Each of the math topics mentioned above can be tested in several ways. The GRE math section has three primary question-types that testers should be aware of:

• Multiple Choice: These are your standard, boring test questions. Students will choose from five options, and questions can cover any of the topics laid out earlier. Your usual elimination and plug-in tactics work well here. To spice things up, each Quant section will include 1-2 MC questions that allow for more than one answer selection, with students being instructed to select all choices that are correct. This subtype feels scarier, but don’t worry—most of the usual approaches still work just fine!
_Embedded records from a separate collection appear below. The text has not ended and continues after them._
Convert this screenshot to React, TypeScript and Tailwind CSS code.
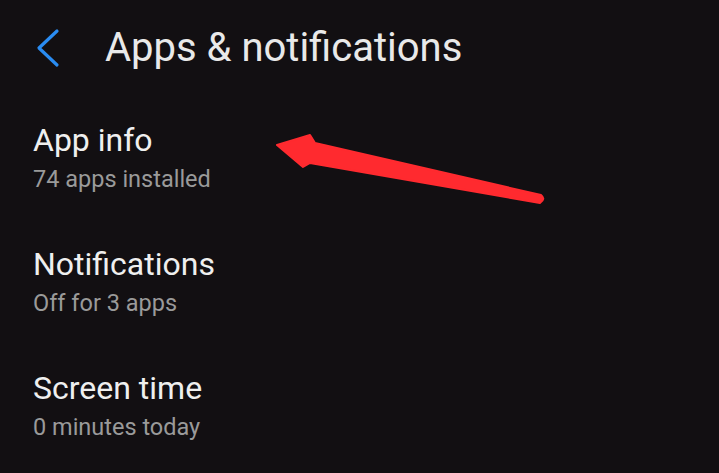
import React from 'react';

const items = [
  { title: 'App info', sub: '74 apps installed' },
  { title: 'Notifications', sub: 'Off for 3 apps' },
  { title: 'Screen time', sub: '0 minutes today' },
];

const App = () => {
  return (
    <div className="relative w-[719px] h-[473px] overflow-hidden bg-[#120f12] font-['Roboto',sans-serif]">
      {/* Header */}
      <div className="flex items-center h-[96px] pl-[36px]">
        <svg width="26" height="40" viewBox="0 0 26 40" className="mr-[43px]">
          <path d="M21 3 L3 20 L21 37" fill="none" stroke="#2a8cf2" strokeWidth="3.2" strokeLinecap="round" strokeLinejoin="round" />
        </svg>
        <h1 className="text-[40px] leading-none text-[#e9e9e9]">Apps &amp; notifications</h1>
      </div>

      {/* List */}
      <div className="flex flex-col pl-[33px]">
        {items.map((it) => (
          <div key={it.title} className="flex flex-col h-[124px] pt-[25px]">
            <span className="text-[32px] leading-[38px] text-[#efefef]">{it.title}</span>
            <span className="text-[23.5px] leading-[28px] mt-[6px] text-[#9a9a9a]">{it.sub}</span>
          </div>
        ))}
      </div>

      {/* Red annotation arrow */}
      <svg className="absolute left-0 top-0" width="719" height="473" viewBox="0 0 719 473">
        <path
          d="M277 145 L310 135 L315 143 L541 195 Q546 199 540 203 L310 163 L303 167 Z"
          fill="#ff2a2f"
          stroke="#ff2a2f"
          strokeWidth="2"
          strokeLinejoin="round"
        />
      </svg>
    </div>
  );
};

export default App;
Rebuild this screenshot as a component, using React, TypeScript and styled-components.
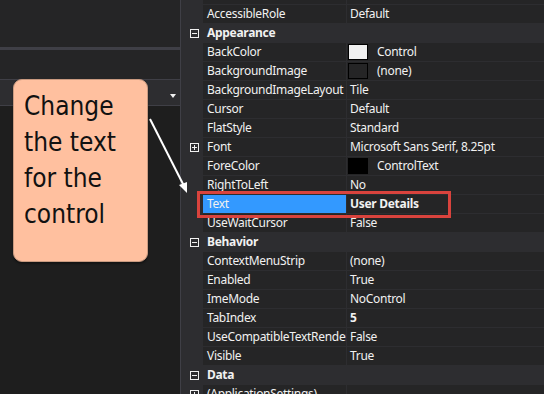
import React from "react";
import styled, { createGlobalStyle } from "styled-components";

const GlobalStyle = createGlobalStyle`
  html, body {
    margin: 0;
    padding: 0;
    background: #1e1e1e;
  }
  body {
    font-family: "Noto Sans", "Open Sans", sans-serif;
  }
`;

type Row =
  | { kind: "cat"; label: string }
  | {
      kind: "prop";
      name: string;
      value: string;
      swatch?: string;
      bold?: boolean;
      selected?: boolean;
      expander?: boolean;
    };

// first row is scrolled almost out of view, only its bottom edge shows
const rows: Row[] = [
  { kind: "prop", name: "", value: "" },
  { kind: "prop", name: "AccessibleRole", value: "Default" },
  { kind: "cat", label: "Appearance" },
  { kind: "prop", name: "BackColor", value: "Control", swatch: "#f0f0f0" },
  { kind: "prop", name: "BackgroundImage", value: "(none)", swatch: "#252526" },
  { kind: "prop", name: "BackgroundImageLayout", value: "Tile" },
  { kind: "prop", name: "Cursor", value: "Default" },
  { kind: "prop", name: "FlatStyle", value: "Standard" },
  { kind: "prop", name: "Font", value: "Microsoft Sans Serif, 8.25pt", expander: true },
  { kind: "prop", name: "ForeColor", value: "ControlText", swatch: "#000000" },
  { kind: "prop", name: "RightToLeft", value: "No" },
  { kind: "prop", name: "Text", value: "User Details", bold: true, selected: true },
  { kind: "prop", name: "UseWaitCursor", value: "False" },
  { kind: "cat", label: "Behavior" },
  { kind: "prop", name: "ContextMenuStrip", value: "(none)" },
  { kind: "prop", name: "Enabled", value: "True" },
  { kind: "prop", name: "ImeMode", value: "NoControl" },
  { kind: "prop", name: "TabIndex", value: "5", bold: true },
  { kind: "prop", name: "UseCompatibleTextRendering", value: "False" },
  { kind: "prop", name: "Visible", value: "True" },
  { kind: "cat", label: "Data" },
  { kind: "prop", name: "(ApplicationSettings)", value: "", expander: true },
];

const Expander: React.FC<{ open: boolean }> = ({ open }) => (
  <svg width="9" height="9" viewBox="0 0 9 9">
    <rect x="0.5" y="0.5" width="8" height="8" fill="none" stroke="#f1f1f1" />
    <line x1="2" y1="4.5" x2="7" y2="4.5" stroke="#f1f1f1" />
    {!open && <line x1="4.5" y1="2" x2="4.5" y2="7" stroke="#f1f1f1" />}
  </svg>
);

const App: React.FC = () => {
  return (
    <>
      <GlobalStyle />
      <Screen>
        <LeftPanel>
          <TopPane />
          <Splitter />
          <MidPane />
          <ComboBar>
            <DropArrow />
          </ComboBar>
          <EditorArea />
        </LeftPanel>

        <PropertyGrid>
          {rows.map((row, i) =>
            row.kind === "cat" ? (
              <GridRow key={i}>
                <Gutter>
                  <Expander open />
                </Gutter>
                <CategoryLabel>{row.label}</CategoryLabel>
              </GridRow>
            ) : (
              <GridRow key={i}>
                <Gutter>{row.expander && <Expander open={false} />}</Gutter>
                <NameCell $selected={row.selected}>{row.name}</NameCell>
                <ValueCell $bold={row.bold}>
                  {row.swatch && <Swatch $color={row.swatch} />}
                  {row.value}
                </ValueCell>
              </GridRow>
            )
          )}
        </PropertyGrid>

        <StickyNote>
          Change
          <br />
          the text
          <br />
          for the
          <br />
          control
        </StickyNote>

        <Highlight />

        <ArrowLayer width="544" height="394" viewBox="0 0 544 394">
          <line x1="150" y1="119" x2="184" y2="186" stroke="#ffffff" strokeWidth="2" />
          <polygon points="187,193 179,185 187,182" fill="#ffffff" />
        </ArrowLayer>
      </Screen>
    </>
  );
};

export default App;

const Screen = styled.div`
  position: relative;
  display: flex;
  width: 544px;
  height: 394px;
  overflow: hidden;
  background: #2d2d30;
`;

const LeftPanel = styled.div`
  width: 180px;
  flex: none;
  display: flex;
  flex-direction: column;
  background: #252526;
  border-right: 1px solid #3f3f46;
`;

const TopPane = styled.div`
  height: 47px;
`;

const Splitter = styled.div`
  height: 3px;
  background: #3f3f46;
`;

const MidPane = styled.div`
  height: 29px;
  border-bottom: 1px solid #3f3f46;
`;

const ComboBar = styled.div`
  height: 26px;
  background: #2d2d30;
  border-bottom: 1px solid #3f3f46;
  display: flex;
  justify-content: flex-end;
  align-items: flex-end;
  padding: 0 4px 7px 0;
  box-sizing: border-box;
`;

const DropArrow = styled.div`
  width: 0;
  height: 0;
  border-left: 3.5px solid transparent;
  border-right: 3.5px solid transparent;
  border-top: 4px solid #f1f1f1;
`;

const EditorArea = styled.div`
  flex: 1;
  background: #1e1e1e;
`;

const PropertyGrid = styled.div`
  flex: 1;
  display: flex;
  flex-direction: column;
  gap: 1px;
  margin-top: -14px;
  font-size: 12px;
  letter-spacing: -0.3px;
  color: #f1f1f1;
`;

const GridRow = styled.div`
  display: grid;
  grid-template-columns: 21px 143px 1fr;
  column-gap: 1px;
  height: 18px;
  line-height: 18px;
  flex: none;
`;

const Gutter = styled.div`
  display: flex;
  align-items: center;
  padding-left: 9px;
`;

const CategoryLabel = styled.div`
  grid-column: 2 / 4;
  padding-left: 4px;
  font-weight: 700;
`;

const NameCell = styled.div<{ $selected?: boolean }>`
  background: ${(p) => (p.$selected ? "#3399ff" : "#252526")};
  padding-left: 4px;
  white-space: nowrap;
  overflow: hidden;
`;

const ValueCell = styled.div<{ $bold?: boolean }>`
  background: #252526;
  padding-left: 3px;
  display: flex;
  align-items: center;
  white-space: nowrap;
  overflow: hidden;
  font-weight: ${(p) => (p.$bold ? 700 : 400)};
`;

const Swatch = styled.span<{ $color: string }>`
  width: 18px;
  height: 14px;
  flex: none;
  background: ${(p) => p.$color};
  border: 1px solid #000;
  margin: 0 9px 0 -2px;
`;

const StickyNote = styled.div`
  position: absolute;
  left: 13px;
  top: 79px;
  width: 135px;
  height: 183px;
  box-sizing: border-box;
  padding: 8px 0 0 10px;
  background: #ffc09f;
  border: 1px solid #c99a80;
  border-radius: 9px;
  box-shadow: 0 2px 2px rgba(0, 0, 0, 0.35);
  font-family: "DejaVu Sans Condensed", "DejaVu Sans", sans-serif;
  font-size: 26px;
  line-height: 36px;
  color: #111111;
`;

const Highlight = styled.div`
  position: absolute;
  left: 197px;
  top: 191px;
  width: 254px;
  height: 27px;
  box-sizing: border-box;
  border: 3px solid #d9433d;
  pointer-events: none;
`;

const ArrowLayer = styled.svg`
  position: absolute;
  left: 0;
  top: 0;
  pointer-events: none;
`;
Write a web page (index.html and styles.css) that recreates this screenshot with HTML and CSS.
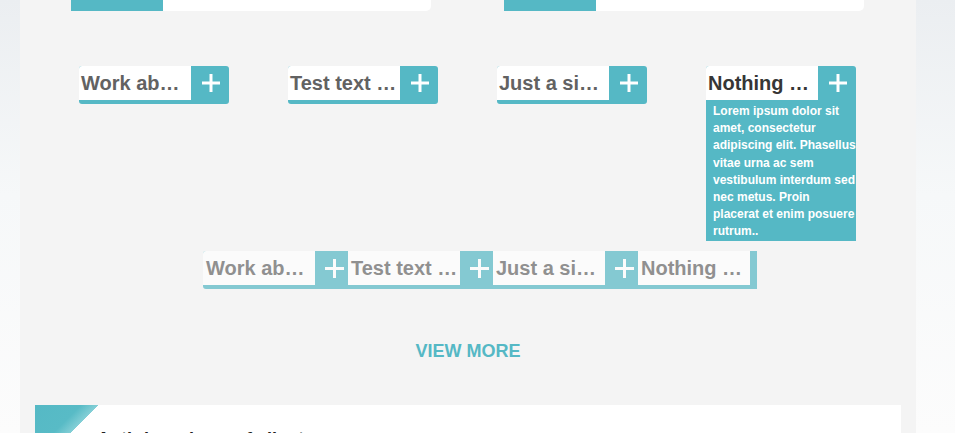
FILE: index.html
```html
<!DOCTYPE html>
<html lang="en">
<head>
<meta charset="utf-8">
<title>Tabs</title>
<link rel="stylesheet" href="styles.css">
</head>
<body>
<div class="page">
  <main class="main">
    <div class="top-cards">
      <div class="card"><div class="card-accent"></div></div>
      <div class="card"><div class="card-accent"></div></div>
    </div>

    <div class="tabs">
      <div class="tab">
        <div class="tab-head">
          <div class="tab-title">Work ab…</div>
          <div class="tab-plus"><svg width="18" height="18" viewBox="0 0 18 18"><path d="M9 0V18M0 9H18" stroke="#fff" stroke-width="3"/></svg></div>
        </div>
      </div>
      <div class="tab">
        <div class="tab-head">
          <div class="tab-title">Test text …</div>
          <div class="tab-plus"><svg width="18" height="18" viewBox="0 0 18 18"><path d="M9 0V18M0 9H18" stroke="#fff" stroke-width="3"/></svg></div>
        </div>
      </div>
      <div class="tab">
        <div class="tab-head">
          <div class="tab-title">Just a si…</div>
          <div class="tab-plus"><svg width="18" height="18" viewBox="0 0 18 18"><path d="M9 0V18M0 9H18" stroke="#fff" stroke-width="3"/></svg></div>
        </div>
      </div>
      <div class="tab tab-active">
        <div class="tab-head">
          <div class="tab-title">Nothing …</div>
          <div class="tab-plus"><svg width="18" height="18" viewBox="0 0 18 18"><path d="M9 0V18M0 9H18" stroke="#fff" stroke-width="3"/></svg></div>
        </div>
        <div class="tab-drop">Lorem ipsum dolor sit amet, consectetur adipiscing elit. Phasellus vitae urna ac sem vestibulum interdum sed nec metus. Proin placerat et enim posuere rutrum..</div>
      </div>
    </div>

    <div class="strip">
      <div class="strip-item">
        <div class="strip-title">Work ab…</div>
        <div class="strip-plus"><svg width="19" height="19" viewBox="0 0 19 19"><path d="M9.5 0V19M0 9.5H19" stroke="#fff" stroke-width="3"/></svg></div>
      </div>
      <div class="strip-item">
        <div class="strip-title">Test text …</div>
        <div class="strip-plus"><svg width="19" height="19" viewBox="0 0 19 19"><path d="M9.5 0V19M0 9.5H19" stroke="#fff" stroke-width="3"/></svg></div>
      </div>
      <div class="strip-item">
        <div class="strip-title">Just a si…</div>
        <div class="strip-plus"><svg width="19" height="19" viewBox="0 0 19 19"><path d="M9.5 0V19M0 9.5H19" stroke="#fff" stroke-width="3"/></svg></div>
      </div>
      <div class="strip-item">
        <div class="strip-title">Nothing …</div>
        <div class="strip-plus"><svg width="19" height="19" viewBox="0 0 19 19"><path d="M9.5 0V19M0 9.5H19" stroke="#fff" stroke-width="3"/></svg></div>
      </div>
    </div>

    <a class="view-more" href="#">VIEW MORE</a>

    <section class="bottom-card">
      <div class="ribbon"></div>
      <h2 class="bottom-title">Anti-drop down of clients</h2>
    </section>
  </main>
</div>
</body>
</html>
```

FILE: styles.css
```css
* { box-sizing: border-box; }

html, body {
  margin: 0;
  height: 100%;
  overflow: hidden;
}

body {
  background: linear-gradient(to bottom, #ebeef1 0%, #f6f8f9 45%, #fcfcfc 100%);
  font-family: "Liberation Sans", Arial, sans-serif;
}

.page {
  padding-left: 20px;
}

.main {
  width: 896px;
  height: 433px;
  background: #f4f4f4;
  overflow: hidden;
}

.top-cards {
  display: flex;
  justify-content: center;
  gap: 73px;
  padding-right: 1px;
}

.card {
  width: 360px;
  height: 11px;
  background: #fff;
  border-radius: 0 0 5px 0;
  display: flex;
}

.card-accent {
  width: 92px;
  background: #55b8c5;
}

.tabs {
  display: flex;
  justify-content: center;
  gap: 59px;
  margin-top: 55px;
  padding-right: 1px;
}

.tab {
  width: 150px;
  position: relative;
}

.tab-head {
  display: flex;
  background: #55b8c5;
  padding-bottom: 4px;
  border-radius: 3px;
  overflow: hidden;
}

.tab-title {
  flex: 1;
  height: 34px;
  line-height: 35px;
  padding-left: 2px;
  background: #fff;
  font-size: 20px;
  font-weight: bold;
  color: #626262;
  white-space: nowrap;
  overflow: hidden;
}

.tab-plus {
  width: 38px;
  height: 34px;
  display: flex;
  align-items: center;
  justify-content: center;
  padding-left: 2px;
}

.tab-plus svg { display: block; }

.tab-active .tab-title { color: #363636; }

.tab-active .tab-head { border-radius: 3px 3px 0 0; }

.tab-drop {
  position: absolute;
  top: 100%;
  left: 0;
  width: 150px;
  margin-top: -1px;
  padding: 0 0 0 7px;
  background: #55b8c5;
  color: #fff;
  font-size: 12px;
  font-weight: bold;
  line-height: 17.2px;
}

.strip {
  display: flex;
  width: 554px;
  margin: 147px 0 0 183px;
  overflow: hidden;
  opacity: 0.7;
  border-radius: 3px 0 0 3px;
}

.strip-item {
  flex: 0 0 150px;
  display: flex;
  margin-right: -5px;
  background: #55b8c5;
  padding-bottom: 4px;
}

.strip-item:nth-child(2),
.strip-item:nth-child(3),
.strip-item:nth-child(4) { position: relative; }

.strip-title {
  flex: 0 0 112px;
  height: 34px;
  line-height: 35px;
  padding-left: 3px;
  background: #fff;
  font-size: 20px;
  font-weight: bold;
  color: #666;
  white-space: nowrap;
  overflow: hidden;
}

.strip-plus {
  flex: 1;
  height: 34px;
  display: flex;
  align-items: center;
  justify-content: center;
}

.strip-plus svg { display: block; }

.view-more {
  display: block;
  margin-top: 52px;
  text-align: center;
  font-size: 18px;
  font-weight: bold;
  line-height: 20px;
  color: #55b8c5;
  text-decoration: none;
}

.bottom-card {
  position: relative;
  margin: 44px 15px 0;
  height: 120px;
  background: #fff;
  padding: 24px 0 0 62px;
}

.ribbon {
  position: absolute;
  top: 0;
  left: 0;
  width: 64px;
  height: 64px;
  clip-path: polygon(0 0, 100% 0, 0 100%);
  background: linear-gradient(135deg, #55b9c5 0%, #58bbc6 36%, #86d0d7 50%, #ffffff 50%);
}

.bottom-title {
  position: relative;
  margin: 0;
  font-size: 18px;
  line-height: 20px;
  font-weight: bold;
  color: #222;
}
```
• Numeric Entry: These questions have no answer choices; instead, students will bubble the answer they calculate directly into a blank box. As you might expect, these problems can be tough: plug-ins typically don’t work as well as they do on MC questions, and your options for checking your answer are limited. You’ll need to be confident in your calculation or find a clever way to check your answer to be sure.
• Quantitative Comparison: These are the strangest questions on the test. Instead of simply asking you to evaluate an equation or complete a series of concrete calculations, these problems ask whether you have enough information to determine which of two given quantities is greater. This is the question-type that most students are the least familiar with, so we spend a good deal of time on these questions in session.

The question-types listed above may seem very different, but you’ll be surprised by how many techniques they have in common. In order to ace the GRE, testers need to know not only what’s covered in the GRE math section but also how to tackle each problem-type.